** start **

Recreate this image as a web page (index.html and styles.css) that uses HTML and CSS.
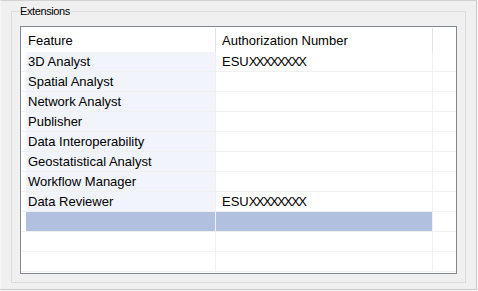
FILE: index.html
```html
<!DOCTYPE html>
<html lang="en">
  <head>
    <meta charset="UTF-8" />
    <title>Extensions</title>
    <link rel="stylesheet" href="styles.css">
  </head>
  <body>
    <div class="window">
      <div class="group">
        <span class="group-title">Extensions</span>
        <div class="grid">
          <div class="grid-head">
            <div class="head-cell first">Feature</div>
            <div class="head-cell">Authorization Number</div>
            <div class="head-fill"></div>
          </div>
          <div class="grid-row">
            <div class="row-head"></div>
            <div class="cell feature">3D Analyst</div>
            <div class="cell">ESU<span class="xs">XXXXXXXX</span></div>
            <div class="fill"></div>
          </div>
          <div class="grid-row">
            <div class="row-head"></div>
            <div class="cell feature">Spatial Analyst</div>
            <div class="cell"></div>
            <div class="fill"></div>
          </div>
          <div class="grid-row">
            <div class="row-head"></div>
            <div class="cell feature">Network Analyst</div>
            <div class="cell"></div>
            <div class="fill"></div>
          </div>
          <div class="grid-row">
            <div class="row-head"></div>
            <div class="cell feature">Publisher</div>
            <div class="cell"></div>
            <div class="fill"></div>
          </div>
          <div class="grid-row">
            <div class="row-head"></div>
            <div class="cell feature">Data Interoperability</div>
            <div class="cell"></div>
            <div class="fill"></div>
          </div>
          <div class="grid-row">
            <div class="row-head"></div>
            <div class="cell feature">Geostatistical Analyst</div>
            <div class="cell"></div>
            <div class="fill"></div>
          </div>
          <div class="grid-row">
            <div class="row-head"></div>
            <div class="cell feature">Workflow Manager</div>
            <div class="cell"></div>
            <div class="fill"></div>
          </div>
          <div class="grid-row">
            <div class="row-head"></div>
            <div class="cell feature">Data Reviewer</div>
            <div class="cell">ESU<span class="xs">XXXXXXXX</span></div>
            <div class="fill"></div>
          </div>
          <!-- new row placeholder -->
          <div class="grid-row new">
            <div class="row-head"></div>
            <div class="cell feature"></div>
            <div class="cell"></div>
            <div class="fill"></div>
          </div>
          <div class="grid-row empty">
            <div class="row-head"></div>
            <div class="cell"></div>
            <div class="cell"></div>
            <div class="fill"></div>
          </div>
          <div class="grid-row empty">
            <div class="row-head"></div>
            <div class="cell"></div>
            <div class="cell"></div>
            <div class="fill"></div>
          </div>
        </div>
      </div>
    </div>
  </body>
</html>
```

FILE: styles.css
```css
body {
  margin: 0;
  background-color: #f7f7f7;
  font-family: "Liberation Sans", Arial, sans-serif;
  color: #000;
}

.window {
  width: 477px;
  height: 290px;
  box-sizing: border-box;
  padding: 10px;
  background-color: #f0f0f0;
  border: 1px solid #c9c9c9;
  border-top-color: #d2d2d2;
  border-left-color: #f6f6f6;
}

.group {
  position: relative;
  height: 272px;
  box-sizing: border-box;
  padding: 14px 8px 8px 8px;
  border: 1px solid #dcdcdc;
}

.group-title {
  position: absolute;
  left: 7px;
  top: -7px;
  padding: 0 1px;
  background-color: #f0f0f0;
  font-size: 11px;
  line-height: 13px;
  letter-spacing: -0.4px;
}

.grid {
  height: 248px;
  box-sizing: border-box;
  background-color: #fff;
  border: 1px solid #828790;
  overflow: hidden;
  font-size: 13px;
}

.grid-head {
  display: grid;
  grid-template-columns: 195px 217px 24px;
  height: 25px;
}

.head-cell {
  border-right: 1px solid #e3e3e3;
  margin-top: 1px;
  padding: 5px 0 0 6px;
  line-height: 16px;
  white-space: nowrap;
}

.head-cell.first {
  padding-left: 7px;
}

.grid-row {
  display: grid;
  grid-template-columns: 5px 190px 217px 24px;
  height: 20px;
  box-sizing: border-box;
  border-bottom: 1px solid #f0f0f0;
}

.cell {
  border-right: 1px solid #f0f0f0;
  padding: 1px 0 0 6px;
  line-height: 18px;
  white-space: nowrap;
}

.cell.feature {
  background-color: #f1f4fa;
  padding-left: 2px;
}

.grid-row.new .cell {
  background-color: #b0c0de;
}

.xs {
  letter-spacing: -1.6px;
}
```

** end **

* Problem details: Ignore the images and quote every line of the listing exactly.

* Task solution:
Recreate this image as a web page (index.html and styles.css) that uses HTML and CSS.
FILE: index.html
```html
<!DOCTYPE html>
<html lang="en">
  <head>
    <meta charset="UTF-8" />
    <title>Extensions</title>
    <link rel="stylesheet" href="styles.css">
  </head>
  <body>
    <div class="window">
      <div class="group">
        <span class="group-title">Extensions</span>
        <div class="grid">
          <div class="grid-head">
            <div class="head-cell first">Feature</div>
            <div class="head-cell">Authorization Number</div>
            <div class="head-fill"></div>
          </div>
          <div class="grid-row">
            <div class="row-head"></div>
            <div class="cell feature">3D Analyst</div>
            <div class="cell">ESU<span class="xs">XXXXXXXX</span></div>
            <div class="fill"></div>
          </div>
          <div class="grid-row">
            <div class="row-head"></div>
            <div class="cell feature">Spatial Analyst</div>
            <div class="cell"></div>
            <div class="fill"></div>
          </div>
          <div class="grid-row">
            <div class="row-head"></div>
            <div class="cell feature">Network Analyst</div>
            <div class="cell"></div>
            <div class="fill"></div>
          </div>
          <div class="grid-row">
            <div class="row-head"></div>
            <div class="cell feature">Publisher</div>
            <div class="cell"></div>
            <div class="fill"></div>
          </div>
          <div class="grid-row">
            <div class="row-head"></div>
            <div class="cell feature">Data Interoperability</div>
            <div class="cell"></div>
            <div class="fill"></div>
          </div>
          <div class="grid-row">
            <div class="row-head"></div>
            <div class="cell feature">Geostatistical Analyst</div>
            <div class="cell"></div>
            <div class="fill"></div>
          </div>
          <div class="grid-row">
            <div class="row-head"></div>
            <div class="cell feature">Workflow Manager</div>
            <div class="cell"></div>
            <div class="fill"></div>
          </div>
          <div class="grid-row">
            <div class="row-head"></div>
            <div class="cell feature">Data Reviewer</div>
            <div class="cell">ESU<span class="xs">XXXXXXXX</span></div>
            <div class="fill"></div>
          </div>
          <!-- new row placeholder -->
          <div class="grid-row new">
            <div class="row-head"></div>
            <div class="cell feature"></div>
            <div class="cell"></div>
            <div class="fill"></div>
          </div>
          <div class="grid-row empty">
            <div class="row-head"></div>
            <div class="cell"></div>
            <div class="cell"></div>
            <div class="fill"></div>
          </div>
          <div class="grid-row empty">
            <div class="row-head"></div>
            <div class="cell"></div>
            <div class="cell"></div>
            <div class="fill"></div>
          </div>
        </div>
      </div>
    </div>
  </body>
</html>
```

FILE: styles.css
```css
body {
  margin: 0;
  background-color: #f7f7f7;
  font-family: "Liberation Sans", Arial, sans-serif;
  color: #000;
}

.window {
  width: 477px;
  height: 290px;
  box-sizing: border-box;
  padding: 10px;
  background-color: #f0f0f0;
  border: 1px solid #c9c9c9;
  border-top-color: #d2d2d2;
  border-left-color: #f6f6f6;
}

.group {
  position: relative;
  height: 272px;
  box-sizing: border-box;
  padding: 14px 8px 8px 8px;
  border: 1px solid #dcdcdc;
}

.group-title {
  position: absolute;
  left: 7px;
  top: -7px;
  padding: 0 1px;
  background-color: #f0f0f0;
  font-size: 11px;
  line-height: 13px;
  letter-spacing: -0.4px;
}

.grid {
  height: 248px;
  box-sizing: border-box;
  background-color: #fff;
  border: 1px solid #828790;
  overflow: hidden;
  font-size: 13px;
}

.grid-head {
  display: grid;
  grid-template-columns: 195px 217px 24px;
  height: 25px;
}

.head-cell {
  border-right: 1px solid #e3e3e3;
  margin-top: 1px;
  padding: 5px 0 0 6px;
  line-height: 16px;
  white-space: nowrap;
}

.head-cell.first {
  padding-left: 7px;
}

.grid-row {
  display: grid;
  grid-template-columns: 5px 190px 217px 24px;
  height: 20px;
  box-sizing: border-box;
  border-bottom: 1px solid #f0f0f0;
}

.cell {
  border-right: 1px solid #f0f0f0;
  padding: 1px 0 0 6px;
  line-height: 18px;
  white-space: nowrap;
}

.cell.feature {
  background-color: #f1f4fa;
  padding-left: 2px;
}

.grid-row.new .cell {
  background-color: #b0c0de;
}

.xs {
  letter-spacing: -1.6px;
}
```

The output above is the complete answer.